When can you access your superannuation early?
There are certain instances in which you are permitted to access your superannuation early. These include compassionate grounds, financial hardship, terminal illness and incapacity. If you are not terminally ill or out of work due to disability, early access to your superannuation will likely only be granted if it prevents the sale of your home or other debt enforcement action on unpaid bills.
New legislation in 2020 also permits eligible applicants to release up to $20,000 of their superannuation over the next two years if their income has been impacted by the COVID-19 pandemic. You’re eligible if you’ve been made redundant, your employment income has been cut by more than 20%, or you’re a sole trader who has suffered losses in turnover of at least 20%.
What are the disadvantages of accessing your superannuation early?
Accessing your superannuation early might sound like an easy way to access money without going into debt. While true, there are some significant downsides to doing so. Consider the impact that the funds from your superannuation would have on your circumstances, and consider whether it’s worth sacrificing potential compounding returns by leaving it in your super.
Your superannuation is invested with long term returns in mind, so while you may withdraw $10,000 now, you could be losing out on much more had you left that money to continue growing in your super fund.
This is particularly important if you’re accessing your super fund to pay mortgage arrears or other debts. If the amount you access can’t fully pay off the debt, you may still end up in danger of having your home repossessed or defaulting on debt repayments – but you’ll still have missed out on the potential returns from your superfund. In addition, funds within your superannuation are protected from creditors. If you withdraw it, you lose this protection.
Accessing your superannuation early can also mean paying higher rates of tax, plus fees from your superfund provider.
What are the advantages of accessing your superannuation early?
Accessing your superannuation early may relieve extreme financial stressors of debt, medical expenses, funeral costs or legal costs. Withdrawing from your superfund would allow you to pay these bills without taking out additional credit.
Withdrawing your superannuation early can also allow you to enjoy time with friends and family if you have been diagnosed with a terminal illness, or help with the financial aspects of temporary or permanent incapacitation.

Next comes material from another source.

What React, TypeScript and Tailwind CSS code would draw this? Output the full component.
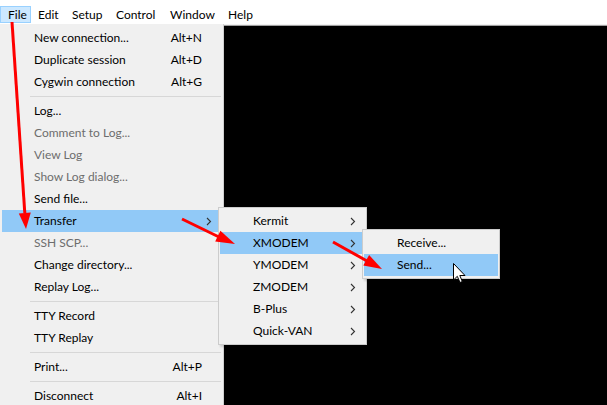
import React from "react";

const FONT = { fontFamily: "Lato, 'Segoe UI', 'Noto Sans', sans-serif" };

function Chevron() {
  return (
    <svg width="6" height="9" viewBox="0 0 6 9" className="block">
      <polyline points="1,1 4.5,4.5 1,8" fill="none" stroke="#333" strokeWidth="1.1" />
    </svg>
  );
}

type Item =
  | { sep: true }
  | { label: string; shortcut?: string; disabled?: boolean; sub?: boolean; active?: boolean };

const fileItems: Item[] = [
  { label: "New connection...", shortcut: "Alt+N" },
  { label: "Duplicate session", shortcut: "Alt+D" },
  { label: "Cygwin connection", shortcut: "Alt+G" },
  { sep: true },
  { label: "Log..." },
  { label: "Comment to Log...", disabled: true },
  { label: "View Log", disabled: true },
  { label: "Show Log dialog...", disabled: true },
  { label: "Send file..." },
  { label: "Transfer", sub: true, active: true },
  { label: "SSH SCP...", disabled: true },
  { label: "Change directory..." },
  { label: "Replay Log..." },
  { sep: true },
  { label: "TTY Record" },
  { label: "TTY Replay" },
  { sep: true },
  { label: "Print...", shortcut: "Alt+P" },
  { sep: true },
  { label: "Disconnect", shortcut: "Alt+I" },
];

function Row({ item, chevronRight }: { item: Item; chevronRight: number }) {
  if ("sep" in item) {
    return (
      <div className="h-[7px] flex items-center pl-[30px] pr-[2px]">
        <div className="h-px w-full bg-[#d7d7d7]" />
      </div>
    );
  }
  return (
    <div
      className={
        "relative h-[22px] mx-[2px] flex items-center pl-[32px] text-[12px] " +
        (item.active ? "bg-[#91c9f7] " : "") +
        (item.disabled ? "text-[#6d6d6d]" : "text-black")
      }
    >
      <span className="flex-1 whitespace-nowrap">{item.label}</span>
      {item.shortcut && <span className="whitespace-nowrap pr-[19px]">{item.shortcut}</span>}
      {item.sub && (
        <span className="absolute top-[7px]" style={{ right: chevronRight }}>
          <Chevron />
        </span>
      )}
    </div>
  );
}

export default function App() {
  const menubar = [
    { t: "File", w: 31 },
    { t: "Edit", w: 34 },
    { t: "Setup", w: 44 },
    { t: "Control", w: 54 },
    { t: "Window", w: 58 },
    { t: "Help", w: 40 },
  ];
  const xItems = ["Kermit", "XMODEM", "YMODEM", "ZMODEM", "B-Plus", "Quick-VAN"];
  return (
    <div className="relative w-[607px] h-[405px] overflow-hidden flex flex-col bg-white select-none" style={FONT}>
      {/* menubar */}
      <div className="h-[24px] bg-white flex items-end pb-[1px]">
        {menubar.map((m, i) => (
          <div
            key={m.t}
            className={
              "h-[17px] flex items-center pl-[7px] text-[12px] text-black " +
              (i === 0 ? "bg-[#cce8ff] border border-[#99d1ff] pl-[6px]" : "")
            }
            style={{ width: m.w }}
          >
            {m.t}
          </div>
        ))}
      </div>
      <div className="h-px bg-[#f0f0f0]" />
      <div className="h-px bg-[#a0a0a0]" />
      <div className="flex-1 bg-black" />

      {/* File menu */}
      <div className="absolute left-0 top-[24px] w-[224px] bg-[#f0f0f0] border-r border-[#cfcfcf] pt-[3px]">
        {fileItems.map((it, i) => (
          <Row key={i} item={it} chevronRight={9} />
        ))}
      </div>

      {/* Transfer submenu */}
      <div className="absolute left-[218px] top-[207px] w-[149px] bg-[#f0f0f0] border border-[#cccccc] py-[2px] shadow-[2px_2px_2px_rgba(0,0,0,0.15)]">
        {xItems.map((t) => (
          <div
            key={t}
            className={
              "relative h-[22px] mx-[1px] flex items-center pl-[33px] text-[12px] text-black " +
              (t === "XMODEM" ? "bg-[#91c9f7]" : "")
            }
          >
            {t}
            <span className="absolute right-[9px] top-[7px]">
              <Chevron />
            </span>
          </div>
        ))}
      </div>

      {/* XMODEM submenu */}
      <div className="absolute left-[362px] top-[229px] w-[138px] bg-[#f0f0f0] border border-[#cccccc] py-[2px] shadow-[2px_2px_2px_rgba(0,0,0,0.15)]">
        <div className="h-[22px] mx-[1px] flex items-center pl-[33px] text-[12px] text-black">Receive...</div>
        <div className="h-[22px] mx-[1px] flex items-center pl-[33px] text-[12px] text-black bg-[#91c9f7]">Send...</div>
      </div>

      {/* annotations */}
      <svg className="absolute inset-0 pointer-events-none" width="607" height="405" viewBox="0 0 607 405">
        <line x1="12" y1="22" x2="24.8" y2="213" stroke="#ff0000" strokeWidth="3" />
        <polygon points="26,229 30.8,212.6 18.8,213.4" fill="#ff0000" />
        <line x1="182" y1="219" x2="219" y2="237" stroke="#ff0000" strokeWidth="3" />
        <polygon points="235,244 215.2,241.6 220.4,230.8" fill="#ff0000" />
        <line x1="333" y1="242" x2="367" y2="261" stroke="#ff0000" strokeWidth="3" />
        <polygon points="382,269 363.3,265.5 369.1,255" fill="#ff0000" />
        {/* cursor */}
        <path
          d="M453.5 263.5 L453.5 280 L457.3 276.3 L460 282.5 L462.3 281.5 L459.8 275.5 L465 275.5 Z"
          fill="#ffffff"
          stroke="#000000"
          strokeWidth="1"
          strokeLinejoin="miter"
        />
      </svg>
    </div>
  );
}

Accessing your superannuation early due to financial hardship
The main advantage of accessing your superannuation early is to combat financial hardship. If you have exhausted all other options for paying your creditors and are experiencing emotional stressors relating to your bills, accessing your superannuation early can provide relief – but only if it solves the problem entirely.
If the amount you can withdraw from your superfund does not cover the entire debt, you’re simply prolonging eventual debt enforcement action. This leaves you with less in your superfund for retirement and/or another incident of financial hardship.
It’s important that you weigh up the short term benefit and the long term disadvantages of accessing your superannuation early due to financial hardship.